WRITTEN REQUEST:
No pictures belong in the copy; return exactly the lines from the one with "Rebuild this screenshot" through the one with "arrow ──────────────────────────────────── */", both ends included, and nothing else.

# Start of RECORDS FOR THE EXERCISE

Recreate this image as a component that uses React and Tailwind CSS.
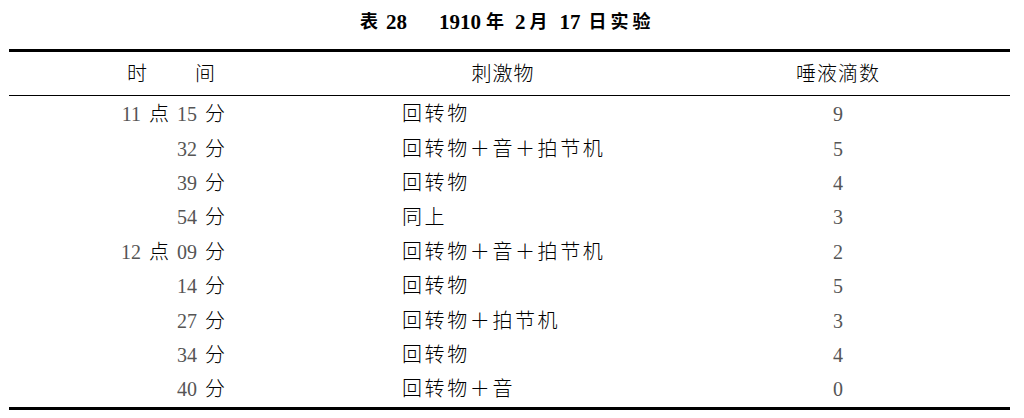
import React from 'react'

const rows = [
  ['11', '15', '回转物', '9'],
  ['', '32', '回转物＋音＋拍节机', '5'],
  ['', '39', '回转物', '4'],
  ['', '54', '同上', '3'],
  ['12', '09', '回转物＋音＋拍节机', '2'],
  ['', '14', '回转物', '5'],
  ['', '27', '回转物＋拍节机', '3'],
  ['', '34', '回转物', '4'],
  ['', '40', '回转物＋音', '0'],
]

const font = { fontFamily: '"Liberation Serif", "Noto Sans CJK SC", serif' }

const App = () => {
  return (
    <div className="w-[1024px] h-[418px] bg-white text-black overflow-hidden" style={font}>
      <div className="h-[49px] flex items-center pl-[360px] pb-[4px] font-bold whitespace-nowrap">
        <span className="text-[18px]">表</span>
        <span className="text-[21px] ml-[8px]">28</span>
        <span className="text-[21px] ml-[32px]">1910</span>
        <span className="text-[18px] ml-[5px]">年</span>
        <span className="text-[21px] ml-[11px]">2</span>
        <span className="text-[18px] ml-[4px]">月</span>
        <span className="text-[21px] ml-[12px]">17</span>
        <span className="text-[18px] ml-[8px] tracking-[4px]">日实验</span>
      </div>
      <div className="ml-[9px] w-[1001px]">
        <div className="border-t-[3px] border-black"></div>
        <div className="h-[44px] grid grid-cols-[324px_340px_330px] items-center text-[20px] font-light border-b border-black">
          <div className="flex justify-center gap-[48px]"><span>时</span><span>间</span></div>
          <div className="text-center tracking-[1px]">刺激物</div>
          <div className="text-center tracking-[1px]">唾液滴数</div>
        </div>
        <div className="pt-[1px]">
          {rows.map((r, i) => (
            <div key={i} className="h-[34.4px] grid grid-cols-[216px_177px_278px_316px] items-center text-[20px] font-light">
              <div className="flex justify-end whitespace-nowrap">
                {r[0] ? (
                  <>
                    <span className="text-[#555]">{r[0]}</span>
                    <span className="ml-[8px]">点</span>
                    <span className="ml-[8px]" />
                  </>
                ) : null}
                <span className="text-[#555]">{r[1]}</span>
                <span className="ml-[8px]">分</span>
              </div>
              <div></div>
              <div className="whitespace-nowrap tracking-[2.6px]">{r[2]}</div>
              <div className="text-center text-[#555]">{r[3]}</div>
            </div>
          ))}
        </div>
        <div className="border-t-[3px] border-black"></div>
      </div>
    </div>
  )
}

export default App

# End of RECORDS FOR THE EXERCISE
# Start of RECORDS FOR THE EXERCISE

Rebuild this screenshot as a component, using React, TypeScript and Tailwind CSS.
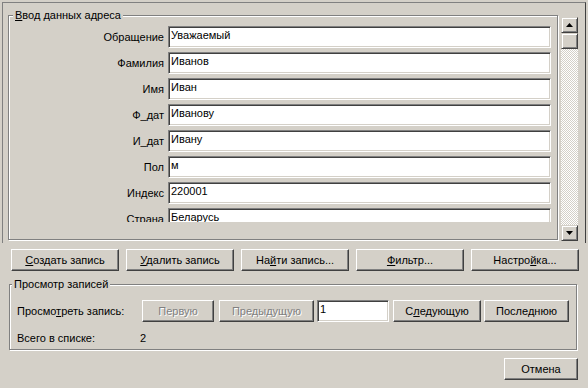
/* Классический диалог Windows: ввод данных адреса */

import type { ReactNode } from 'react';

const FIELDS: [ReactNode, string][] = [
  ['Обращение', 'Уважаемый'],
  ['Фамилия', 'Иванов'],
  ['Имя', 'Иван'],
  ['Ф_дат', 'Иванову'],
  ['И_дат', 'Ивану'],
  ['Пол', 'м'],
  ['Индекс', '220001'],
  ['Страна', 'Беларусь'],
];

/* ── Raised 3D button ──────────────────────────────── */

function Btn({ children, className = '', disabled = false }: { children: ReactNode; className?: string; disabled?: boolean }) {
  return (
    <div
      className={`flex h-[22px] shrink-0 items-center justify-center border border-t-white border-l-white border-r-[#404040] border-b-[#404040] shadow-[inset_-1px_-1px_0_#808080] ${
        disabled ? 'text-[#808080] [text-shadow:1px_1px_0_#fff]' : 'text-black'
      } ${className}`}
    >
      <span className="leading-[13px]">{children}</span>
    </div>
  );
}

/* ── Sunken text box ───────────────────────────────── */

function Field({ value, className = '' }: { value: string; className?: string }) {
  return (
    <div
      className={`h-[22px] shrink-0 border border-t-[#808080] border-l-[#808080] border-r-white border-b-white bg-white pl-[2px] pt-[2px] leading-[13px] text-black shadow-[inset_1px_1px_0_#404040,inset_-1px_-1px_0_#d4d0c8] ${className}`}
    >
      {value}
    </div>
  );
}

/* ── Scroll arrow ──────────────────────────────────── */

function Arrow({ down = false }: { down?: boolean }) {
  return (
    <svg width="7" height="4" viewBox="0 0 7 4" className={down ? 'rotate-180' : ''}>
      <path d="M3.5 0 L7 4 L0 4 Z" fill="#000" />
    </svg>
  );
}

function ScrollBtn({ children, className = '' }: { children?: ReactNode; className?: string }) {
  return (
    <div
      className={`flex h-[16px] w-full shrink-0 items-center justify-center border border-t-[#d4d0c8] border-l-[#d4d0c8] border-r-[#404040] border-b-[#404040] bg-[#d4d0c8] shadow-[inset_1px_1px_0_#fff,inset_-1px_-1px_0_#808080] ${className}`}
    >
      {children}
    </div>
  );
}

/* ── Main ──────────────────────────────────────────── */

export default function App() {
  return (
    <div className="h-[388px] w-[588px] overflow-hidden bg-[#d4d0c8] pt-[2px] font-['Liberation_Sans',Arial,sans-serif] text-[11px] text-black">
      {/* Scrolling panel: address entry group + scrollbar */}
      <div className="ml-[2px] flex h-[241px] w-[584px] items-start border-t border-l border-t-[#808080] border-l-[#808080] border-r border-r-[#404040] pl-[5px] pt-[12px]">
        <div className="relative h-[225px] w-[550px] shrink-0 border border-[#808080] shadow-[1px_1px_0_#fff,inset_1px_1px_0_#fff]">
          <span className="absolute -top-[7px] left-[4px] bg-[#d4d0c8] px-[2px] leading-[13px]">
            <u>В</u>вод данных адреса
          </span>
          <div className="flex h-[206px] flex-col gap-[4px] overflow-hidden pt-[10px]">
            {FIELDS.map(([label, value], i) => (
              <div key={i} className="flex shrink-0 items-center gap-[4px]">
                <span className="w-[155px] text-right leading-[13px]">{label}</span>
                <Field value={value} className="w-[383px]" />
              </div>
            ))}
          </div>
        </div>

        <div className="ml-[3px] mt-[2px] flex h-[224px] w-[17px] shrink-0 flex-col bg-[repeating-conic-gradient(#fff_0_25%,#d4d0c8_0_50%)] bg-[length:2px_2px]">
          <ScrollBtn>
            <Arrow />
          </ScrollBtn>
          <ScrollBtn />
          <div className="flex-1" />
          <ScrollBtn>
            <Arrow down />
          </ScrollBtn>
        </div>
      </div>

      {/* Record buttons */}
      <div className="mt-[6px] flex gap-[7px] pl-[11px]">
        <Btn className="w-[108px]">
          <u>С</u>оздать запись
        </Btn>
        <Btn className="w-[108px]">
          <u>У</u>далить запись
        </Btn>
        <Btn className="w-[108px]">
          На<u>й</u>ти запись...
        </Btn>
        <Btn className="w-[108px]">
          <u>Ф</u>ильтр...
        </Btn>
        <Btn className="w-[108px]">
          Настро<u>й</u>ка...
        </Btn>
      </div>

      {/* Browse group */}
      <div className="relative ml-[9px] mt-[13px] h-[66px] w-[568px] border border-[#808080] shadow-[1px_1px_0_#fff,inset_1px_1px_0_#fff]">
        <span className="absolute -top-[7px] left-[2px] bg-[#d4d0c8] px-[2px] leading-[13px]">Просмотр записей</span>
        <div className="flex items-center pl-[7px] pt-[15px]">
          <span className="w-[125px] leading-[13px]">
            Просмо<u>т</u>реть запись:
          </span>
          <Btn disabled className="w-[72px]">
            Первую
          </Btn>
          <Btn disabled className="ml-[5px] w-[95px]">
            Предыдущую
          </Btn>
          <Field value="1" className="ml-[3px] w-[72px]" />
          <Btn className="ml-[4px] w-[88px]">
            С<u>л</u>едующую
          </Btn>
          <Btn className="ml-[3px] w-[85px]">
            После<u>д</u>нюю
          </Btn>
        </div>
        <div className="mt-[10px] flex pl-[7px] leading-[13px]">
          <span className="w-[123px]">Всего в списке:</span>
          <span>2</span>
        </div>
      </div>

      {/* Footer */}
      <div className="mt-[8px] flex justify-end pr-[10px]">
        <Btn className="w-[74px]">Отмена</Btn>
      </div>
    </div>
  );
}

# End of RECORDS FOR THE EXERCISE
# Start of RECORDS FOR THE EXERCISE

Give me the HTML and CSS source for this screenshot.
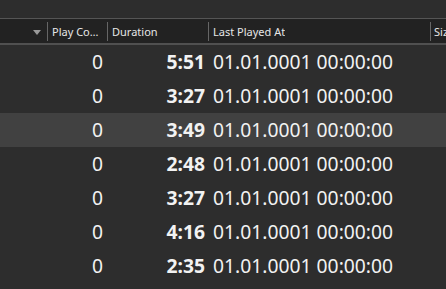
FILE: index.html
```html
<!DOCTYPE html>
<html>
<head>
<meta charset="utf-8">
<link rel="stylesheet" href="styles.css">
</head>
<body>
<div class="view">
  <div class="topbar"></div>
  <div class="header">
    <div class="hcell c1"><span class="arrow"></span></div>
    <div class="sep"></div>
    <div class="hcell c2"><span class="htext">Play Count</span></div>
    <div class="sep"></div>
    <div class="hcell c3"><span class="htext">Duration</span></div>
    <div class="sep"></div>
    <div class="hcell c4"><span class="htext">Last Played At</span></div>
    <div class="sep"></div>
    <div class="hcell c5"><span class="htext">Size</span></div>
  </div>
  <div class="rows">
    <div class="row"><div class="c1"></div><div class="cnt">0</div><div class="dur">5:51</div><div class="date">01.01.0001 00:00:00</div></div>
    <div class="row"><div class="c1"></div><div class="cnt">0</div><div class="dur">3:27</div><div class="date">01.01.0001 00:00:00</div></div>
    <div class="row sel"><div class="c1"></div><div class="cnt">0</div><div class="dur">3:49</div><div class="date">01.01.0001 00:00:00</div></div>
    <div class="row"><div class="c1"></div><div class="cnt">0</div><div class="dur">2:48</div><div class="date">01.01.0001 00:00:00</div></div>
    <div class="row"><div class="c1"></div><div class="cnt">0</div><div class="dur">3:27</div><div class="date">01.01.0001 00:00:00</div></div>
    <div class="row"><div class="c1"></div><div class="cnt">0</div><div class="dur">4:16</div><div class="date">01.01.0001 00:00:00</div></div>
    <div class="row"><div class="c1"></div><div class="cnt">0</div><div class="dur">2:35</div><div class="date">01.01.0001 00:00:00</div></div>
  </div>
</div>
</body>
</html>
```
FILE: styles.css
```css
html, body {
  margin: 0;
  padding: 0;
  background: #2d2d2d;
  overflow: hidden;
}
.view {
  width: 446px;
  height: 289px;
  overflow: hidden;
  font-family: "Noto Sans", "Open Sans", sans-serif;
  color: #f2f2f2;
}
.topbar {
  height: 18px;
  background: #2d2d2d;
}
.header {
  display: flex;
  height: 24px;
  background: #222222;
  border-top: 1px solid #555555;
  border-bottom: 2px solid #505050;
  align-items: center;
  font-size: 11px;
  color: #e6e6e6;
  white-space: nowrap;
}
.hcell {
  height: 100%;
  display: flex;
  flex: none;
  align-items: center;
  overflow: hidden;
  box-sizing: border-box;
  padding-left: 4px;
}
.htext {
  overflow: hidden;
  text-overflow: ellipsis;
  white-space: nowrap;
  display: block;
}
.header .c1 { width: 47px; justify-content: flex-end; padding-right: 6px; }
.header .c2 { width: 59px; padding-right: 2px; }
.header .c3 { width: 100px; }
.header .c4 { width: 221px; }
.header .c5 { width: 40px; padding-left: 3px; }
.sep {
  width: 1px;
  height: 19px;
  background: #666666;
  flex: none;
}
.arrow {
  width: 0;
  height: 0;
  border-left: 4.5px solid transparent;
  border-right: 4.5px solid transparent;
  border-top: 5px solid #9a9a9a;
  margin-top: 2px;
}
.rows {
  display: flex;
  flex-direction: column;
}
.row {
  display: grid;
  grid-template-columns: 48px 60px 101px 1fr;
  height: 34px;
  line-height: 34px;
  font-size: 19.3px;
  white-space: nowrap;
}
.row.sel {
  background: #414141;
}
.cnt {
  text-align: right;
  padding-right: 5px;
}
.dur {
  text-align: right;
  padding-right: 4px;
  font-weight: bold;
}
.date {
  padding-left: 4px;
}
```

# End of RECORDS FOR THE EXERCISE

EXERCISE RESPONSE:
Rebuild this screenshot as a component, using React, TypeScript and Tailwind CSS.
/* Классический диалог Windows: ввод данных адреса */

import type { ReactNode } from 'react';

const FIELDS: [ReactNode, string][] = [
  ['Обращение', 'Уважаемый'],
  ['Фамилия', 'Иванов'],
  ['Имя', 'Иван'],
  ['Ф_дат', 'Иванову'],
  ['И_дат', 'Ивану'],
  ['Пол', 'м'],
  ['Индекс', '220001'],
  ['Страна', 'Беларусь'],
];

/* ── Raised 3D button ──────────────────────────────── */

function Btn({ children, className = '', disabled = false }: { children: ReactNode; className?: string; disabled?: boolean }) {
  return (
    <div
      className={`flex h-[22px] shrink-0 items-center justify-center border border-t-white border-l-white border-r-[#404040] border-b-[#404040] shadow-[inset_-1px_-1px_0_#808080] ${
        disabled ? 'text-[#808080] [text-shadow:1px_1px_0_#fff]' : 'text-black'
      } ${className}`}
    >
      <span className="leading-[13px]">{children}</span>
    </div>
  );
}

/* ── Sunken text box ───────────────────────────────── */

function Field({ value, className = '' }: { value: string; className?: string }) {
  return (
    <div
      className={`h-[22px] shrink-0 border border-t-[#808080] border-l-[#808080] border-r-white border-b-white bg-white pl-[2px] pt-[2px] leading-[13px] text-black shadow-[inset_1px_1px_0_#404040,inset_-1px_-1px_0_#d4d0c8] ${className}`}
    >
      {value}
    </div>
  );
}

/* ── Scroll arrow ──────────────────────────────────── */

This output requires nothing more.